**Work to be completed:** Give a verbatim copy of the lines below, minus the pictures.

──────── Information shown

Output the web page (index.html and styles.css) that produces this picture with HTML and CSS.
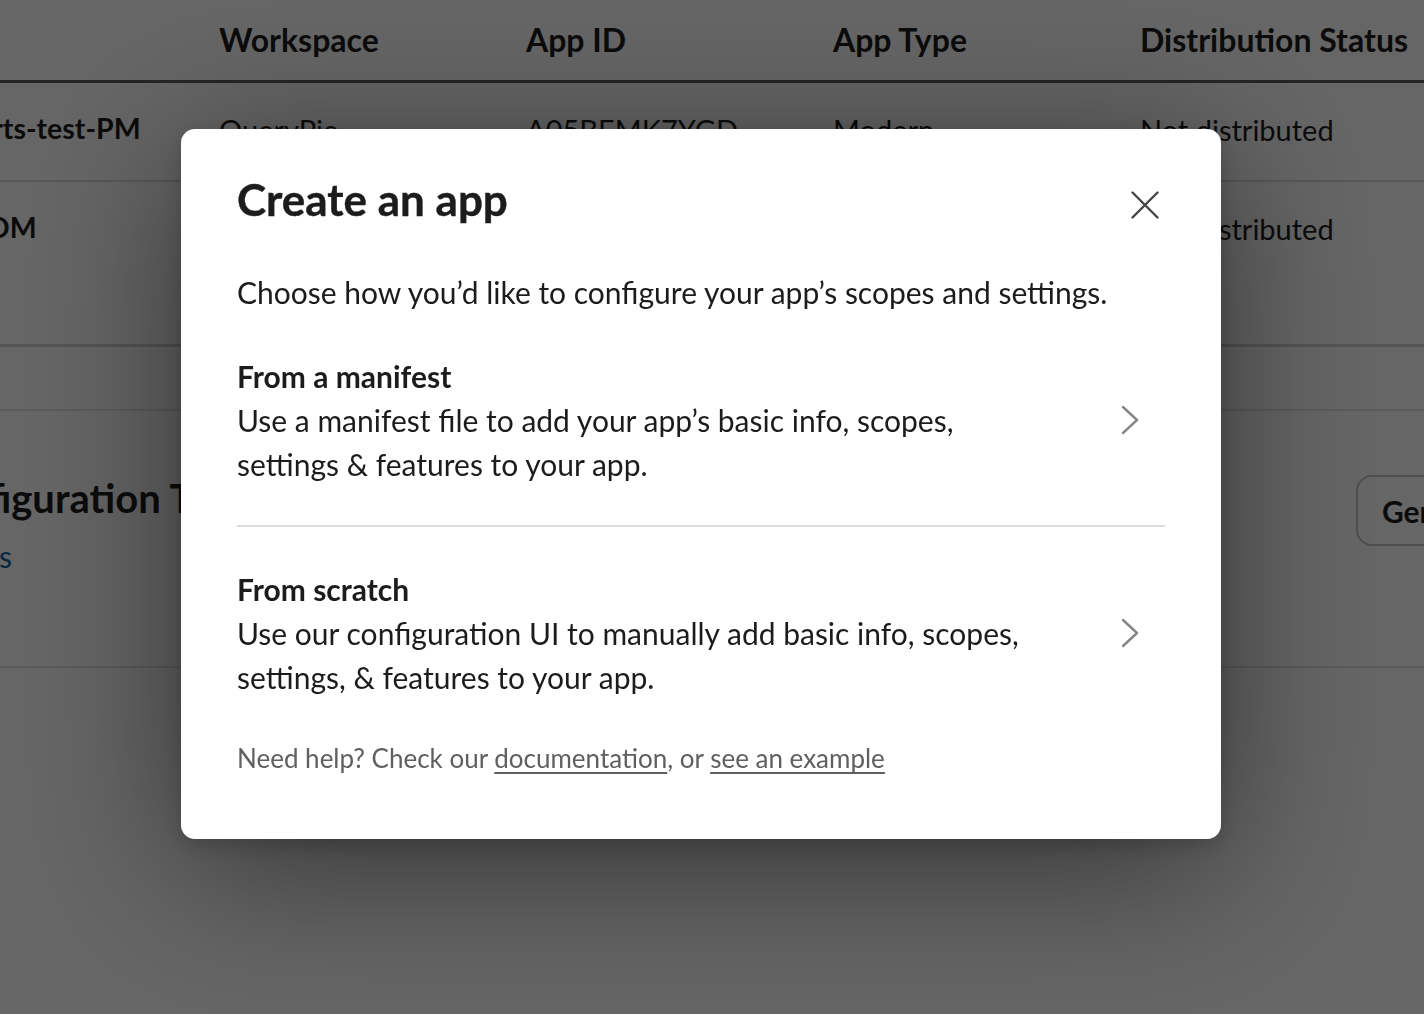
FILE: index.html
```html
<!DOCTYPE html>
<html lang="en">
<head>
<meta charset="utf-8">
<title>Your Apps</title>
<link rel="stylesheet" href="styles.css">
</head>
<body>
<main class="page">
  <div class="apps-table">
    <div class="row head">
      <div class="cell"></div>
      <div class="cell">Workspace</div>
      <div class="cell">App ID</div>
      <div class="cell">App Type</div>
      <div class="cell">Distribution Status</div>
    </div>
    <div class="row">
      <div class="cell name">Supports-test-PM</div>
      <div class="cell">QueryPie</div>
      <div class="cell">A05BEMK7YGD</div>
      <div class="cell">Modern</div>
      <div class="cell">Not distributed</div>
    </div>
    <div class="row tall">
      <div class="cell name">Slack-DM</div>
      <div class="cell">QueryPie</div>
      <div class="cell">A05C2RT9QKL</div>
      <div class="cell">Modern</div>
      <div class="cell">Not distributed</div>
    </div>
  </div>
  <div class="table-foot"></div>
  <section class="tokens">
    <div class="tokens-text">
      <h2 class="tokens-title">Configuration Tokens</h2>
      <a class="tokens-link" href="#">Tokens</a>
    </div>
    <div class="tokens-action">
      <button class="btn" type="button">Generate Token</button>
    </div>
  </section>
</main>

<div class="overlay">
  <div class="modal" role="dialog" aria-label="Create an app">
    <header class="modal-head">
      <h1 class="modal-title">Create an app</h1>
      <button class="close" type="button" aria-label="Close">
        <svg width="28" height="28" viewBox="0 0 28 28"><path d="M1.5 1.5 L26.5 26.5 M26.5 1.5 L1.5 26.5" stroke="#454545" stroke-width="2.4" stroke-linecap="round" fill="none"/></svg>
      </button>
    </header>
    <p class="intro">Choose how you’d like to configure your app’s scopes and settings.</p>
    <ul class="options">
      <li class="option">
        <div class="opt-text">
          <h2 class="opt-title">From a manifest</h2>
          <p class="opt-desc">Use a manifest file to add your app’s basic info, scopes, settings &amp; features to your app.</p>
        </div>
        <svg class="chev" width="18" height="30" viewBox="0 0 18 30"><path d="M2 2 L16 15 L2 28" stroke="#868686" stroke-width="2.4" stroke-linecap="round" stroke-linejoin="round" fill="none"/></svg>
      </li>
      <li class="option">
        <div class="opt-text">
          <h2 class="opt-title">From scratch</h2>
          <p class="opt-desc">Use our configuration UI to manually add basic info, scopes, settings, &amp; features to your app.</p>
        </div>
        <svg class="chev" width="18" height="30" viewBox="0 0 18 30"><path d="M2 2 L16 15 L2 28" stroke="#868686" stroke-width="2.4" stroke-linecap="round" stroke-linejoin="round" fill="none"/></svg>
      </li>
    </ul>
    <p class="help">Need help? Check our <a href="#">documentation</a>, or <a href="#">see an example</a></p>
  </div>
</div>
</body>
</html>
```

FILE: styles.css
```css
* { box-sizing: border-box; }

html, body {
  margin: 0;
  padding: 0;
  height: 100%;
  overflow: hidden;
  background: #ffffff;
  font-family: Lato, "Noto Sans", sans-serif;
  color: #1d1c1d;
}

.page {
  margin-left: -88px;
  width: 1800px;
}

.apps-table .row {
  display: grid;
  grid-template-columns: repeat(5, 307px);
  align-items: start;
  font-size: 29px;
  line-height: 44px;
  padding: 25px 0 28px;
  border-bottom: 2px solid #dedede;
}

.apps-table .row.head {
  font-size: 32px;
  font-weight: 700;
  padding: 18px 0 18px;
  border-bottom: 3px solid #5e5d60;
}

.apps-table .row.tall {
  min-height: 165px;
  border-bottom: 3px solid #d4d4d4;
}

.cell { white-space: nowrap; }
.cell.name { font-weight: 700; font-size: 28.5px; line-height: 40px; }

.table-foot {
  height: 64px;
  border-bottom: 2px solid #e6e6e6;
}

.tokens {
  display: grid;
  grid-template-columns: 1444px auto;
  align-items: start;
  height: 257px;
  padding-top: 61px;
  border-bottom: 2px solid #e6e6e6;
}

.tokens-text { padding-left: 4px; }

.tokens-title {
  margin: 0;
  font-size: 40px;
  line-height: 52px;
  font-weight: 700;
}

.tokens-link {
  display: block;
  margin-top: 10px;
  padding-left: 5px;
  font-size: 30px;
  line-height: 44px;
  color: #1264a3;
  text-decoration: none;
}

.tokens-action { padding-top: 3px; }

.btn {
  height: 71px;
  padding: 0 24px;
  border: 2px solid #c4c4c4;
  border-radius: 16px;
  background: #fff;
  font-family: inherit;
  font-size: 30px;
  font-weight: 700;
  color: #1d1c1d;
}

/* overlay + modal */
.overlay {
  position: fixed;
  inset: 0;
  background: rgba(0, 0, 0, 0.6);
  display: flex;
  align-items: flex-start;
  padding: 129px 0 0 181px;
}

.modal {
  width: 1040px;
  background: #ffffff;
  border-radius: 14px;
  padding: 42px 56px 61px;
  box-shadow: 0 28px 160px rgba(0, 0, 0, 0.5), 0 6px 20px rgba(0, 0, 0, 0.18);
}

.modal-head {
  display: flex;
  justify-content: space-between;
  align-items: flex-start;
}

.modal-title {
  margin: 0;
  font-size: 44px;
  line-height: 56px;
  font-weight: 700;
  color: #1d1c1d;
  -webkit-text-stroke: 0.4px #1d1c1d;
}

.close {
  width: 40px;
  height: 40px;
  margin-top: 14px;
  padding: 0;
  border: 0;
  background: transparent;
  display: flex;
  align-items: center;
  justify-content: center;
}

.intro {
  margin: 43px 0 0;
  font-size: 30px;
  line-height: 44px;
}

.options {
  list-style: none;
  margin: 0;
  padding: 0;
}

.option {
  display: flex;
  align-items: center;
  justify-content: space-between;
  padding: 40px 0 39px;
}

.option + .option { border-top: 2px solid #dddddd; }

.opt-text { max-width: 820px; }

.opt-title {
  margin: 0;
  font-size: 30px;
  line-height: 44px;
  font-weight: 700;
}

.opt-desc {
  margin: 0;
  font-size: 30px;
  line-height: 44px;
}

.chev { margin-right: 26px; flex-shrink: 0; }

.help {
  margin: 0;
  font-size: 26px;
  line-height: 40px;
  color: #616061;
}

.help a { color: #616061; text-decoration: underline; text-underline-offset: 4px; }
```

────────────────

**Correct response:**
Output the web page (index.html and styles.css) that produces this picture with HTML and CSS.
FILE: index.html
```html
<!DOCTYPE html>
<html lang="en">
<head>
<meta charset="utf-8">
<title>Your Apps</title>
<link rel="stylesheet" href="styles.css">
</head>
<body>
<main class="page">
  <div class="apps-table">
    <div class="row head">
      <div class="cell"></div>
      <div class="cell">Workspace</div>
      <div class="cell">App ID</div>
      <div class="cell">App Type</div>
      <div class="cell">Distribution Status</div>
    </div>
    <div class="row">
      <div class="cell name">Supports-test-PM</div>
      <div class="cell">QueryPie</div>
      <div class="cell">A05BEMK7YGD</div>
      <div class="cell">Modern</div>
      <div class="cell">Not distributed</div>
    </div>
    <div class="row tall">
      <div class="cell name">Slack-DM</div>
      <div class="cell">QueryPie</div>
      <div class="cell">A05C2RT9QKL</div>
      <div class="cell">Modern</div>
      <div class="cell">Not distributed</div>
    </div>
  </div>
  <div class="table-foot"></div>
  <section class="tokens">
    <div class="tokens-text">
      <h2 class="tokens-title">Configuration Tokens</h2>
      <a class="tokens-link" href="#">Tokens</a>
    </div>
    <div class="tokens-action">
      <button class="btn" type="button">Generate Token</button>
    </div>
  </section>
</main>

<div class="overlay">
  <div class="modal" role="dialog" aria-label="Create an app">
    <header class="modal-head">
      <h1 class="modal-title">Create an app</h1>
      <button class="close" type="button" aria-label="Close">
        <svg width="28" height="28" viewBox="0 0 28 28"><path d="M1.5 1.5 L26.5 26.5 M26.5 1.5 L1.5 26.5" stroke="#454545" stroke-width="2.4" stroke-linecap="round" fill="none"/></svg>
      </button>
    </header>
    <p class="intro">Choose how you’d like to configure your app’s scopes and settings.</p>
    <ul class="options">
      <li class="option">
        <div class="opt-text">
          <h2 class="opt-title">From a manifest</h2>
          <p class="opt-desc">Use a manifest file to add your app’s basic info, scopes, settings &amp; features to your app.</p>
        </div>
        <svg class="chev" width="18" height="30" viewBox="0 0 18 30"><path d="M2 2 L16 15 L2 28" stroke="#868686" stroke-width="2.4" stroke-linecap="round" stroke-linejoin="round" fill="none"/></svg>
      </li>
      <li class="option">
        <div class="opt-text">
          <h2 class="opt-title">From scratch</h2>
          <p class="opt-desc">Use our configuration UI to manually add basic info, scopes, settings, &amp; features to your app.</p>
        </div>
        <svg class="chev" width="18" height="30" viewBox="0 0 18 30"><path d="M2 2 L16 15 L2 28" stroke="#868686" stroke-width="2.4" stroke-linecap="round" stroke-linejoin="round" fill="none"/></svg>
      </li>
    </ul>
    <p class="help">Need help? Check our <a href="#">documentation</a>, or <a href="#">see an example</a></p>
  </div>
</div>
</body>
</html>
```

FILE: styles.css
```css
* { box-sizing: border-box; }

html, body {
  margin: 0;
  padding: 0;
  height: 100%;
  overflow: hidden;
  background: #ffffff;
  font-family: Lato, "Noto Sans", sans-serif;
  color: #1d1c1d;
}

.page {
  margin-left: -88px;
  width: 1800px;
}

.apps-table .row {
  display: grid;
  grid-template-columns: repeat(5, 307px);
  align-items: start;
  font-size: 29px;
  line-height: 44px;
  padding: 25px 0 28px;
  border-bottom: 2px solid #dedede;
}

.apps-table .row.head {
  font-size: 32px;
  font-weight: 700;
  padding: 18px 0 18px;
  border-bottom: 3px solid #5e5d60;
}

.apps-table .row.tall {
  min-height: 165px;
  border-bottom: 3px solid #d4d4d4;
}

.cell { white-space: nowrap; }
.cell.name { font-weight: 700; font-size: 28.5px; line-height: 40px; }

.table-foot {
  height: 64px;
  border-bottom: 2px solid #e6e6e6;
}

.tokens {
  display: grid;
  grid-template-columns: 1444px auto;
  align-items: start;
  height: 257px;
  padding-top: 61px;
  border-bottom: 2px solid #e6e6e6;
}

.tokens-text { padding-left: 4px; }

.tokens-title {
  margin: 0;
  font-size: 40px;
  line-height: 52px;
  font-weight: 700;
}

.tokens-link {
  display: block;
  margin-top: 10px;
  padding-left: 5px;
  font-size: 30px;
  line-height: 44px;
  color: #1264a3;
  text-decoration: none;
}

.tokens-action { padding-top: 3px; }

.btn {
  height: 71px;
  padding: 0 24px;
  border: 2px solid #c4c4c4;
  border-radius: 16px;
  background: #fff;
  font-family: inherit;
  font-size: 30px;
  font-weight: 700;
  color: #1d1c1d;
}

/* overlay + modal */
.overlay {
  position: fixed;
  inset: 0;
  background: rgba(0, 0, 0, 0.6);
  display: flex;
  align-items: flex-start;
  padding: 129px 0 0 181px;
}

.modal {
  width: 1040px;
  background: #ffffff;
  border-radius: 14px;
  padding: 42px 56px 61px;
  box-shadow: 0 28px 160px rgba(0, 0, 0, 0.5), 0 6px 20px rgba(0, 0, 0, 0.18);
}

.modal-head {
  display: flex;
  justify-content: space-between;
  align-items: flex-start;
}

.modal-title {
  margin: 0;
  font-size: 44px;
  line-height: 56px;
  font-weight: 700;
  color: #1d1c1d;
  -webkit-text-stroke: 0.4px #1d1c1d;
}

.close {
  width: 40px;
  height: 40px;
  margin-top: 14px;
  padding: 0;
  border: 0;
  background: transparent;
  display: flex;
  align-items: center;
  justify-content: center;
}

.intro {
  margin: 43px 0 0;
  font-size: 30px;
  line-height: 44px;
}

.options {
  list-style: none;
  margin: 0;
  padding: 0;
}

.option {
  display: flex;
  align-items: center;
  justify-content: space-between;
  padding: 40px 0 39px;
}

.option + .option { border-top: 2px solid #dddddd; }

.opt-text { max-width: 820px; }

.opt-title {
  margin: 0;
  font-size: 30px;
  line-height: 44px;
  font-weight: 700;
}

.opt-desc {
  margin: 0;
  font-size: 30px;
  line-height: 44px;
}

.chev { margin-right: 26px; flex-shrink: 0; }

.help {
  margin: 0;
  font-size: 26px;
  line-height: 40px;
  color: #616061;
}

.help a { color: #616061; text-decoration: underline; text-underline-offset: 4px; }
```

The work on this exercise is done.